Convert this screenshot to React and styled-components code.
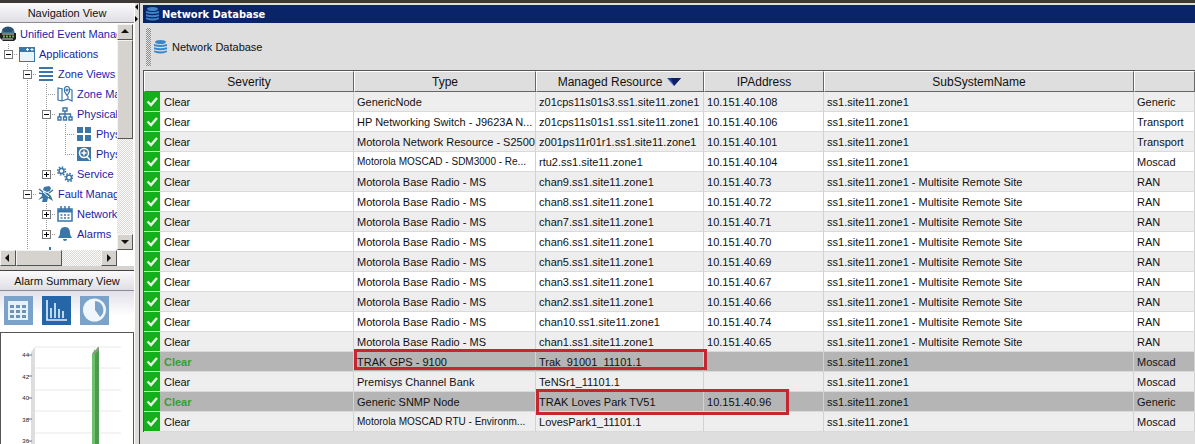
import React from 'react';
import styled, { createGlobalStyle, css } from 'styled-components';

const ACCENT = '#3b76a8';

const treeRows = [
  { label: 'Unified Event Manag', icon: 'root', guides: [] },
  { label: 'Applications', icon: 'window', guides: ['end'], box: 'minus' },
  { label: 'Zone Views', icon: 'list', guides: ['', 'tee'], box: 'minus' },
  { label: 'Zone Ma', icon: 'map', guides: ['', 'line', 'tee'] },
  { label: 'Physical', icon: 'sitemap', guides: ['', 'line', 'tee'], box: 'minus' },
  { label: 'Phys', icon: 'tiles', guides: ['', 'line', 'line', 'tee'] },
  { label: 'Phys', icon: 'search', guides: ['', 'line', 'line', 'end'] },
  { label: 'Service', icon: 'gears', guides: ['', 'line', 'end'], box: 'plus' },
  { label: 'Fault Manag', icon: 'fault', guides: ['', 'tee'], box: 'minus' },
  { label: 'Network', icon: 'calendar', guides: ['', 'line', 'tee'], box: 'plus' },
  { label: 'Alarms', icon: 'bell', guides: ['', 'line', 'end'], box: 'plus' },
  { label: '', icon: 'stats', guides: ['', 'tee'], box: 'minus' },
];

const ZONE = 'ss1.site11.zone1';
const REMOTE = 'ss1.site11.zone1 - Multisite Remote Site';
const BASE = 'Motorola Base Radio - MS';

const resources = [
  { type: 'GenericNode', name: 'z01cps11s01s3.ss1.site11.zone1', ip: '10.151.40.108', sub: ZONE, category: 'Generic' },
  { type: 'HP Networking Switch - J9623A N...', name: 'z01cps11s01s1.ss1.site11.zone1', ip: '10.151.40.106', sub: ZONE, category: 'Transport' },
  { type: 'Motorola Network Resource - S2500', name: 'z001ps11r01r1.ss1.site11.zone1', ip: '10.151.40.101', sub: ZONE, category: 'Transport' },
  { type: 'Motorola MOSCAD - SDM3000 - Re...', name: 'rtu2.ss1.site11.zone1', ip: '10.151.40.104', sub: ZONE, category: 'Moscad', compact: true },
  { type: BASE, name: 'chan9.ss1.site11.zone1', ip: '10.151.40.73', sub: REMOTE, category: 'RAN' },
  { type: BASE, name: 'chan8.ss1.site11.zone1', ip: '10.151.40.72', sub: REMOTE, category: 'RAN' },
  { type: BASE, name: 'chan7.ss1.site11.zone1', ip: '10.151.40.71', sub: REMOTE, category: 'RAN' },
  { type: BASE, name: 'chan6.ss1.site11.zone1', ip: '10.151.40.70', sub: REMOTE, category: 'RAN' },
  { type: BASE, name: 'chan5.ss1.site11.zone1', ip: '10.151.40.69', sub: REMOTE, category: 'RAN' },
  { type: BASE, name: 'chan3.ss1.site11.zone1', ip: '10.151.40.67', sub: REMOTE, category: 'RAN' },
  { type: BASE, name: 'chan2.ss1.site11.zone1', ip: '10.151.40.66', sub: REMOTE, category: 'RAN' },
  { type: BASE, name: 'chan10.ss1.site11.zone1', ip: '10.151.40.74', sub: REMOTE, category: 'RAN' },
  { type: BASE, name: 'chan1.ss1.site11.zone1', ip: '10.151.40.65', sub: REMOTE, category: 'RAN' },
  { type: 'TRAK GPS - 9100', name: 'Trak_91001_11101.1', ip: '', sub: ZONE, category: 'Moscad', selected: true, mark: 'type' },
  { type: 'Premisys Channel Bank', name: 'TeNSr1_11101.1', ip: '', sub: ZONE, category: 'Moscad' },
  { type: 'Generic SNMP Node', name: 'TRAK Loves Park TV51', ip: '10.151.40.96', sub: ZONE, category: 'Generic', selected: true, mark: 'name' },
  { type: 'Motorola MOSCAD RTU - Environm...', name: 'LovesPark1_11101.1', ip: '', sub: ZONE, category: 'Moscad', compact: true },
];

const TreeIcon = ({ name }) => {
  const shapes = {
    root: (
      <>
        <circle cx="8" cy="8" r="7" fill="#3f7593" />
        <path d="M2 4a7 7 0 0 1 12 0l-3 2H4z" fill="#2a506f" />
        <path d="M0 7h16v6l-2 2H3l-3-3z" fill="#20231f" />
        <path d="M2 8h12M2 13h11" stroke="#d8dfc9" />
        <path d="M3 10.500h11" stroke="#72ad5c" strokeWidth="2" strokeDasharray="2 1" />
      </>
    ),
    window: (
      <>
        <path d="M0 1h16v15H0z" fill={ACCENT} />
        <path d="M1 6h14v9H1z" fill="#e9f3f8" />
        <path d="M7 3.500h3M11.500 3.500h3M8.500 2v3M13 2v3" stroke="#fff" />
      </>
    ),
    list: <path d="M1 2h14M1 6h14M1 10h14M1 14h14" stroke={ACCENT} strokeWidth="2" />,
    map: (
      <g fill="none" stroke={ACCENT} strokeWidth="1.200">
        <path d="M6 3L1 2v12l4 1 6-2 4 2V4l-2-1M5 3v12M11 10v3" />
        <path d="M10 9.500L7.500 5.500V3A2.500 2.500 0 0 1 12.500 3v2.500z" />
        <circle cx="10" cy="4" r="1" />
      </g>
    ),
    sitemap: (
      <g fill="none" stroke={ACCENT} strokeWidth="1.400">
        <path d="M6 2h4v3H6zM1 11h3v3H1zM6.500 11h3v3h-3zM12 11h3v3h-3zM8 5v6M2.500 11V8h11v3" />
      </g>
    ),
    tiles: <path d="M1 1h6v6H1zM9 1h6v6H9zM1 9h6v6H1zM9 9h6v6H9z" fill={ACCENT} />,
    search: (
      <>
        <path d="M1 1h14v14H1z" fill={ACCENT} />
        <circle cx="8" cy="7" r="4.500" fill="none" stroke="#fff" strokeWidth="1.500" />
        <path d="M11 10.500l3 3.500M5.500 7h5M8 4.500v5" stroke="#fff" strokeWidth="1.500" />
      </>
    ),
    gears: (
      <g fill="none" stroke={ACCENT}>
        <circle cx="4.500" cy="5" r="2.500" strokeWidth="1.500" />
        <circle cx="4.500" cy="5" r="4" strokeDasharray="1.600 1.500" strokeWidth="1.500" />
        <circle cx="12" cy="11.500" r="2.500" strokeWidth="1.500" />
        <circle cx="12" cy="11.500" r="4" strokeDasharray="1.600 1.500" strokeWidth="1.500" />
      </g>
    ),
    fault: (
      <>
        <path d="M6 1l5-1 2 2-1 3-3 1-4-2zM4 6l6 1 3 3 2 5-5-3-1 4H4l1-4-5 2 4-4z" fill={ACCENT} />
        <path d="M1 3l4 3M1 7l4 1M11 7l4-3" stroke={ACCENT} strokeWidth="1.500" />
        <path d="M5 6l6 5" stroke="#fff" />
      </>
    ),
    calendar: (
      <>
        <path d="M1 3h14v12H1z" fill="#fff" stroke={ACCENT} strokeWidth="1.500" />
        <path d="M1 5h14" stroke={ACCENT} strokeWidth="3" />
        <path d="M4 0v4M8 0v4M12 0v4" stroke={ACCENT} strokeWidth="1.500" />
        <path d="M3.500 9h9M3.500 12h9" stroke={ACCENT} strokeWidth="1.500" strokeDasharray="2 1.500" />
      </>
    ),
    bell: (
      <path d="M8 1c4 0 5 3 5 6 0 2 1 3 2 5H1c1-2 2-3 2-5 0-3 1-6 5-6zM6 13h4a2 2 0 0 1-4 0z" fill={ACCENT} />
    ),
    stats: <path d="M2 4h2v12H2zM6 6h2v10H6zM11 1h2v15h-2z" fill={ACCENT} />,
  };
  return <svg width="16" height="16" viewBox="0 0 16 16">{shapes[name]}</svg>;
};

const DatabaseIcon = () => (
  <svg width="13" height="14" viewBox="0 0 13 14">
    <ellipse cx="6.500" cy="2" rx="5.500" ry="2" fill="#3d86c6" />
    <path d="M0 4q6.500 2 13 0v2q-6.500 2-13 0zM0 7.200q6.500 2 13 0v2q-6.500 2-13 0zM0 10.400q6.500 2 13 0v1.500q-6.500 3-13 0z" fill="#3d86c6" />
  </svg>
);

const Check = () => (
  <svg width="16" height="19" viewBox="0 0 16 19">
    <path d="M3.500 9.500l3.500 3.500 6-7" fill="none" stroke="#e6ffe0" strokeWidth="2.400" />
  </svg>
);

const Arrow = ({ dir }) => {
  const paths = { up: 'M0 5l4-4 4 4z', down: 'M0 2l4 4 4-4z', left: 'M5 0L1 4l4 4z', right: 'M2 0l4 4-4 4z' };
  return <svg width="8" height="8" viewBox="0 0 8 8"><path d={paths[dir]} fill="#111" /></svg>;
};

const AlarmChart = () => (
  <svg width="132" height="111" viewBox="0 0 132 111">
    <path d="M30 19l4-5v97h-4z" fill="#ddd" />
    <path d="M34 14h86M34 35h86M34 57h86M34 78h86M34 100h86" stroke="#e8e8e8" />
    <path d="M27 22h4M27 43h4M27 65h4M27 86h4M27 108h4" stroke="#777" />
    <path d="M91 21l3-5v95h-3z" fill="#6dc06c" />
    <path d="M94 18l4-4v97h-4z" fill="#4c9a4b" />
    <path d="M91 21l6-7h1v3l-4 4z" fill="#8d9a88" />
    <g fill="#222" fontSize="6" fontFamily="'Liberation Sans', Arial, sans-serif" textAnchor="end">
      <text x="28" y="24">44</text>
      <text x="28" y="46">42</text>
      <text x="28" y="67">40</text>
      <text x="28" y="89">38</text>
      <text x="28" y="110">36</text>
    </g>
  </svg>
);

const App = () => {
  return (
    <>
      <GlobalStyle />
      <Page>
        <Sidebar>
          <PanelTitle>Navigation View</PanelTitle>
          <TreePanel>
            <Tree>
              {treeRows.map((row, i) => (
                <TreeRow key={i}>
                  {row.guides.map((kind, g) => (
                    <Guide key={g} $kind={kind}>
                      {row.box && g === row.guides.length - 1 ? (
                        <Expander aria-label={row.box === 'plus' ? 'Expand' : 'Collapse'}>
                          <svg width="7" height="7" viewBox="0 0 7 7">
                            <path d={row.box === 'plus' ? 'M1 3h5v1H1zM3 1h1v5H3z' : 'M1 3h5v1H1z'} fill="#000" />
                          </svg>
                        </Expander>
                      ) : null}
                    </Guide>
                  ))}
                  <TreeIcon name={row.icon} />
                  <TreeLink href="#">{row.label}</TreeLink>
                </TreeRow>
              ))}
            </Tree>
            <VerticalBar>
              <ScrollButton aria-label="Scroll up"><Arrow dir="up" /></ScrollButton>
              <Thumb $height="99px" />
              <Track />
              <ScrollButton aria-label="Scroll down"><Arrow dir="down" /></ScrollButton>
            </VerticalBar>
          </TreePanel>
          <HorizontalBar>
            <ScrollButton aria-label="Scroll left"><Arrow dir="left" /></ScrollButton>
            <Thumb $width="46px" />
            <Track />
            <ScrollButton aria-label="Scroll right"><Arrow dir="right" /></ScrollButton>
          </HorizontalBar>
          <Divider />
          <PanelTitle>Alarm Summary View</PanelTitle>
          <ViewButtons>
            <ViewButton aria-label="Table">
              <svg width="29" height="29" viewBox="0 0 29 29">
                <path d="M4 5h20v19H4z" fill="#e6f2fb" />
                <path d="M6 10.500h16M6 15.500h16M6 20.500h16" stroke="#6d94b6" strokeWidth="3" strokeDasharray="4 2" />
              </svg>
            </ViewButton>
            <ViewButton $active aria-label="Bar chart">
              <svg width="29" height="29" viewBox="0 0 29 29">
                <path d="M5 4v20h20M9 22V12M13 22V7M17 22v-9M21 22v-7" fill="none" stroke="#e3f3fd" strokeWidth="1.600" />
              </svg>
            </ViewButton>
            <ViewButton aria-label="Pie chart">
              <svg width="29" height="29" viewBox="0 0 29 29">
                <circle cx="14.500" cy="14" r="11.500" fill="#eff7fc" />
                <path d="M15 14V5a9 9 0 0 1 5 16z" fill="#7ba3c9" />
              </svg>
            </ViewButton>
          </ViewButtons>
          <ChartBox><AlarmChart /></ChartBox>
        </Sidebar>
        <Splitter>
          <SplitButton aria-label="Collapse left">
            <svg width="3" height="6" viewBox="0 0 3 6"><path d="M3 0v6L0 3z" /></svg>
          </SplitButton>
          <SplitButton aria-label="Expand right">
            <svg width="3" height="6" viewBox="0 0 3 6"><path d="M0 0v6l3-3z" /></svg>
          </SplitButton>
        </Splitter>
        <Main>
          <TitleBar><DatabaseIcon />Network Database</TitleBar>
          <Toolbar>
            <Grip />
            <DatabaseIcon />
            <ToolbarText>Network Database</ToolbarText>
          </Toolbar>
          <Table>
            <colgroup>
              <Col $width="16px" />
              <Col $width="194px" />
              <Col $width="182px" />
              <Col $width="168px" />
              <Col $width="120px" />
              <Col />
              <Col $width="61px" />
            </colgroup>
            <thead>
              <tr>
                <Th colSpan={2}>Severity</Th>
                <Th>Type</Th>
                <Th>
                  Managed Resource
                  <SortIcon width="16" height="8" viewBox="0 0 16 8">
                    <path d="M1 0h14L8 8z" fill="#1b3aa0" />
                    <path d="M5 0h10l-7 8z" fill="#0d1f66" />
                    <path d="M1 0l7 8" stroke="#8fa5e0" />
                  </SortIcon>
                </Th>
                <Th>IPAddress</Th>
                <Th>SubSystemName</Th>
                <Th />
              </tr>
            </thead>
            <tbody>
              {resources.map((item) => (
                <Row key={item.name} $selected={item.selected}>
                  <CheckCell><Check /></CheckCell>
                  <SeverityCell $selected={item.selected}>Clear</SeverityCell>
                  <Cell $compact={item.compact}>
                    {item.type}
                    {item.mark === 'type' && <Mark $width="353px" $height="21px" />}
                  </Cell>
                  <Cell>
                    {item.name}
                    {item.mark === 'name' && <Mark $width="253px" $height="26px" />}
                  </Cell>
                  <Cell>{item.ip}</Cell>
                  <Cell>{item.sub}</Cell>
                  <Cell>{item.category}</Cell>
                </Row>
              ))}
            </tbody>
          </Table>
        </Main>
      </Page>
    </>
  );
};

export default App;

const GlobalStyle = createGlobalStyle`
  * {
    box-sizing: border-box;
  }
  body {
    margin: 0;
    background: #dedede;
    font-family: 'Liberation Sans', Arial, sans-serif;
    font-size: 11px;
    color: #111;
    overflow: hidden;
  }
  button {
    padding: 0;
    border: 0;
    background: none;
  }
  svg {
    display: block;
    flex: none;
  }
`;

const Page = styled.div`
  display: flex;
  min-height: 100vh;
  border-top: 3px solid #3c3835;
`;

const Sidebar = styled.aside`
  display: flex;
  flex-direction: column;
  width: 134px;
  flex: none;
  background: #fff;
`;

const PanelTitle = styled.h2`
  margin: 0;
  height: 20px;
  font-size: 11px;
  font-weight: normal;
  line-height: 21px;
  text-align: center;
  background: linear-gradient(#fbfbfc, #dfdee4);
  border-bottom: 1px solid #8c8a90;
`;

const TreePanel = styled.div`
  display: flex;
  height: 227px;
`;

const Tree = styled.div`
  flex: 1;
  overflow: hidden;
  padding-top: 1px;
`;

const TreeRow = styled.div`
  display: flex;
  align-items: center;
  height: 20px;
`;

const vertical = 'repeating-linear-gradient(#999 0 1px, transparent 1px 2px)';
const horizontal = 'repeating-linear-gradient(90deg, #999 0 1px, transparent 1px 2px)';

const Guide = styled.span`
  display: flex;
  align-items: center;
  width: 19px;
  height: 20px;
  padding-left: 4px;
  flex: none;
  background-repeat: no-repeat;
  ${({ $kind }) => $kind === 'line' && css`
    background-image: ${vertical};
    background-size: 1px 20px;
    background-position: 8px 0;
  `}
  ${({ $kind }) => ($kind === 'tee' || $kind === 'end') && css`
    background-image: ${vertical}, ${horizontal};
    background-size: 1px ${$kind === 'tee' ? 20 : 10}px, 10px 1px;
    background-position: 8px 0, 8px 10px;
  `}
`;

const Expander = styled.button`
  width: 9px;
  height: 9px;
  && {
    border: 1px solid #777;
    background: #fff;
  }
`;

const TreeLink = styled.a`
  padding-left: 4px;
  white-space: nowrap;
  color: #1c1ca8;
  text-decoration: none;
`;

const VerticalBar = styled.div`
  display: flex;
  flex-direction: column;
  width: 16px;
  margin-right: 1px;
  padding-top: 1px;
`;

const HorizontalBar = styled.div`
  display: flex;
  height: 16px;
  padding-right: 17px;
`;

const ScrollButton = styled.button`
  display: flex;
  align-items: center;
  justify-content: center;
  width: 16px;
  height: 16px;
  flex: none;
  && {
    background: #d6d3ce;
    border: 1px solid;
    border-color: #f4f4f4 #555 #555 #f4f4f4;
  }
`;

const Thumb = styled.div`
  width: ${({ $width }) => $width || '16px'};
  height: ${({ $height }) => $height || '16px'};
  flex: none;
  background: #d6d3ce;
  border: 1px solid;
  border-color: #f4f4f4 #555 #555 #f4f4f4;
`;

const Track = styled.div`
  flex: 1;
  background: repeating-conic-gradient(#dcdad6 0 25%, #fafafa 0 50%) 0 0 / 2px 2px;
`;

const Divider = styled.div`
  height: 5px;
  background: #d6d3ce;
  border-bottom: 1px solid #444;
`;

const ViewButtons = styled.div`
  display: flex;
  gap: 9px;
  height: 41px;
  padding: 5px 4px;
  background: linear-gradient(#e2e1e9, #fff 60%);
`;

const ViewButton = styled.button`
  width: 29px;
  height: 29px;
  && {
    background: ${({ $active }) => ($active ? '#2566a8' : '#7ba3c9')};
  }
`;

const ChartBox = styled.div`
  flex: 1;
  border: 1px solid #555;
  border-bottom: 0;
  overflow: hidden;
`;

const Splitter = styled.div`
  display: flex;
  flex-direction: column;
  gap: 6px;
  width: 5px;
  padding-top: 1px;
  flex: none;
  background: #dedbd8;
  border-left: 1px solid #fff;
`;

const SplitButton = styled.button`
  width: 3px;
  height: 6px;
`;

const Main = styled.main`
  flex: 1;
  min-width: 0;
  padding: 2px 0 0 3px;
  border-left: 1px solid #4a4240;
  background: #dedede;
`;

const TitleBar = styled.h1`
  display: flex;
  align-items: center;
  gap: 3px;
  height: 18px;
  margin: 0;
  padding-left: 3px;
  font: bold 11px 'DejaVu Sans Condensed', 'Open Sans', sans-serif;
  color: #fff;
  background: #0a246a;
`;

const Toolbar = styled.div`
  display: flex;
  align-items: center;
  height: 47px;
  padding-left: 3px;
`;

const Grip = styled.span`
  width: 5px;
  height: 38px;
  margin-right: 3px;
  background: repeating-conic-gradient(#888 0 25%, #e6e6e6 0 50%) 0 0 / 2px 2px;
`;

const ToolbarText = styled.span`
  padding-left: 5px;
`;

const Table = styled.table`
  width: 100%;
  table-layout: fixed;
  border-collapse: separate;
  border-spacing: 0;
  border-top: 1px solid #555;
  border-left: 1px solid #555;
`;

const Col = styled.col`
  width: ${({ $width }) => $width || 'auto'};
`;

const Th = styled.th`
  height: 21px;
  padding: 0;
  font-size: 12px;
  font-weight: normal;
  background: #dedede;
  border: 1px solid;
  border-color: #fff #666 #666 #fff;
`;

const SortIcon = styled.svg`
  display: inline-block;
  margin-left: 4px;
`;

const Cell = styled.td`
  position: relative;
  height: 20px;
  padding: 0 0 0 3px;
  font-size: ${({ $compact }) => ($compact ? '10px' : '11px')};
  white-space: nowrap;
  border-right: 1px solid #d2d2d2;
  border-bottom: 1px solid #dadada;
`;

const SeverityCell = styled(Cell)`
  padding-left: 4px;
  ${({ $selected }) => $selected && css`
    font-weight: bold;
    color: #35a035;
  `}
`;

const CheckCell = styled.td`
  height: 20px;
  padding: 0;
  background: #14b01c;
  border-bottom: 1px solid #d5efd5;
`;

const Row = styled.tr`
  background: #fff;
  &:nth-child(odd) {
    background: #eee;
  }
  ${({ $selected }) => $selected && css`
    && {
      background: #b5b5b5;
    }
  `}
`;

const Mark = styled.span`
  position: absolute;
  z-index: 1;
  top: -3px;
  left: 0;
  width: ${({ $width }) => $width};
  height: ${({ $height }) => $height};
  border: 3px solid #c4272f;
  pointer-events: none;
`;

━━━━━━━━━━━━━━━━

• **Requirements**
Extract the lines exactly, please: the first line of the listing, the line with "const BASE = 'Motorola Base Radio - MS';", and every line between them, but no pictures.

• **Result of this task**
Convert this screenshot to React and styled-components code.
import React from 'react';
import styled, { createGlobalStyle, css } from 'styled-components';

const ACCENT = '#3b76a8';

const treeRows = [
  { label: 'Unified Event Manag', icon: 'root', guides: [] },
  { label: 'Applications', icon: 'window', guides: ['end'], box: 'minus' },
  { label: 'Zone Views', icon: 'list', guides: ['', 'tee'], box: 'minus' },
  { label: 'Zone Ma', icon: 'map', guides: ['', 'line', 'tee'] },
  { label: 'Physical', icon: 'sitemap', guides: ['', 'line', 'tee'], box: 'minus' },
  { label: 'Phys', icon: 'tiles', guides: ['', 'line', 'line', 'tee'] },
  { label: 'Phys', icon: 'search', guides: ['', 'line', 'line', 'end'] },
  { label: 'Service', icon: 'gears', guides: ['', 'line', 'end'], box: 'plus' },
  { label: 'Fault Manag', icon: 'fault', guides: ['', 'tee'], box: 'minus' },
  { label: 'Network', icon: 'calendar', guides: ['', 'line', 'tee'], box: 'plus' },
  { label: 'Alarms', icon: 'bell', guides: ['', 'line', 'end'], box: 'plus' },
  { label: '', icon: 'stats', guides: ['', 'tee'], box: 'minus' },
];

const ZONE = 'ss1.site11.zone1';
const REMOTE = 'ss1.site11.zone1 - Multisite Remote Site';
const BASE = 'Motorola Base Radio - MS';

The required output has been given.